Seltenes Exponat in einer Vitrine des Deutschen Phonomuseums in Sankt Georgen
Interessant ist, dass man sich auch im Schwarzwald im Versuchslabor von Perpetuum-Ebner schon lang vor der offiziellen Einführung der Stereo-LP (1958) über zweikanalige Musikwiedergabe von Schallplatten Gedanken gemacht macht hat – was das „Beiwagen-Experiment“ an einem Rex-Plattenwechsler beweist.
Das obige Foto zeigt den Duplex-Tonarm von Livingston an einem Thorens TD 124. Um Höhenschlag auszugleichen, sind die Köpfe voneinander unabhängig beweglich gelagert. Eine Stellschraube auf der Oberseite erlaubt, den Standardabstand der Abtastnadeln von 43 Millimeter leicht zu variieren, wodurch sich mögliche Toleranzen der Bänder kompensieren lassen. Auch Mono-LPs kann der „Duplex-Arm“ abspielen. Dazu wird einfach der innere Kopf angehoben.
Parallele Tonabnehmer am Duplex-Tonarm – der hier mit zwei Mono-Systemen OM D 25 M von Ortofon bestückt ist
Nur wenige der Spezialschallplatten, die man für den ausgefallenen Duplex-Tonarm benötigt, haben die Zeit überlebt.

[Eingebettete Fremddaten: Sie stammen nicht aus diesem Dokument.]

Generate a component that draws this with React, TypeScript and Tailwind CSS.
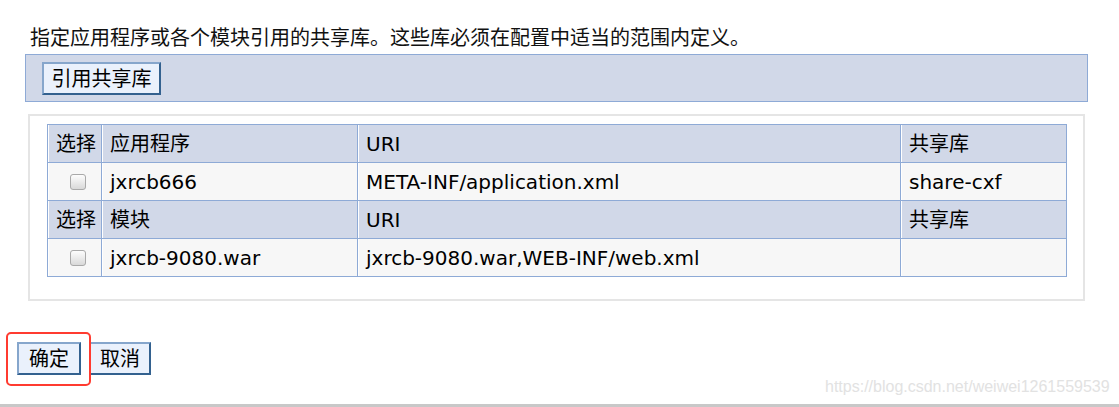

Blues-LP in Stereo nach dem Aufzeichungs-Verfahren von Emory Cook – heute eine absolute Rarität
Diese nach dem System von Cook aufgezeichnete Stereo-Langspielplatte und der Thorens TD 124 mit binauralem Livingston-Tonarm gehören Alain Erne, einem Restaurator und Sammler alter Phonographen aus der Westschweiz. Erne lobt den Klang: „Die Wiedergabe ist phantastisch – sehr dynamisch und mit außergewöhnlicher Kanaltrennung.“
Zur binauralen Musikwiedergabe benötigten Schallplattenliebhaber 1952 natürlich außer zwei Lautsprechern noch zwei Mono-Vorstufen und zwei Mono-Endstufen. Reichlich kompliziert also – weshalb die amerikanischen Bell Laboratories zur einfacheren Handhabung schon damals einen Stereo-Vollverstärker entwickeln.
Den Begriff des Balance-Reglers gibt es damals noch nicht. Der entsprechende Drehknopf an der Frontplatte des Verstärkers ist mit „Binaural“ bezeichnet – und der Lautstärkeregler nicht mit „Volume“, sondern mit „Amplifier“. Ganz in der Technik der Zeit werden für die Phono-Entzerrung sechs verschiedene Schalterstellungen angeboten.